- DVD cover
- Directed by: Shimmy Marcus
- Production company: Zanzibar Films
- Release date: 2000;
- Running time: 70 minutes
- Country: Ireland
- Language: English
- Budget: €70,000

= Aidan Walsh: Master of the Universe =

Aidan Walsh: Master of the Universe is an Irish documentary film exploring the life of Aidan Walsh, directed by Shimmy Marcus. Funded partially by the Irish Film Board and filmed over four years, the documentary was released in October 2000.

== Synopsis ==
Encouraged by friends in the music industry, Aidan Walsh becomes an unlikely celebrity.

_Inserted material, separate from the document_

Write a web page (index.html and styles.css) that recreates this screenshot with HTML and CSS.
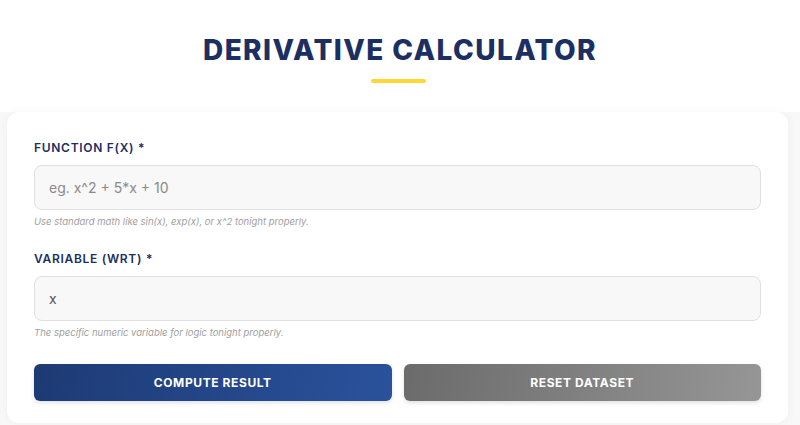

Separated into a number of chapters, the film follows the life of the "eccentric" Walsh from his early life in a school for children with learning disabilities in Cork, through a number of music-industry and videography business ventures in Dublin, to his participation in the 1997 Irish general election. The film includes commentary from Walsh's former business associates and contacts in the music industry, including musicians Simon Carmody (Golden Horde) and Gavin Friday (Virgin Prunes), radio presenters Gerry Ryan and Dave Fanning, and music journalist Richie Taylor.

== Cast ==
- Aidan Walsh
- Simon Carmody
- Dave Fanning
- Gavin Friday
- Guggi
- Gerry Ryan

== Reception ==
Aidan Walsh: Master of the Universe was screened at the Galway Film Fleadh in July 2000 and the Cork Film Festival in October 2000. In a review, published in The Irish Times in October 2000, the documentary is described as "immensely entertaining and surprisingly touching" and that it "rightly tackles attitudes to Walsh and whether we are laughing with or at him". The film received the "Best Feature Documentary" award at the Celtic Film and Television Festival in March 2001.

== Background ==
The main subject of the film, Aidan Walsh (sometimes spelled Aiden Walshe), was born in Dublin in 1954. He did not know his family, and spent his childhood in the Lota School for Boys in Cork. After briefly attempting to join the Irish Army, he was discharged in 1972 and moved to Dublin. Taking advantage of low rents in the then largely derelict Temple Bar, he briefly operated a videography company and co-founded a music recording and rehearsal studio. With friends and connections in the city's music industry (including Simon Carmody and Gavin Friday), he signed "Ireland's fastest ever record deal" in 1987. After a number of attempted business ventures, Walsh contested the 1997 Irish general election, receiving just 43 first preference votes (0.12%) in the Dublin Central constituency.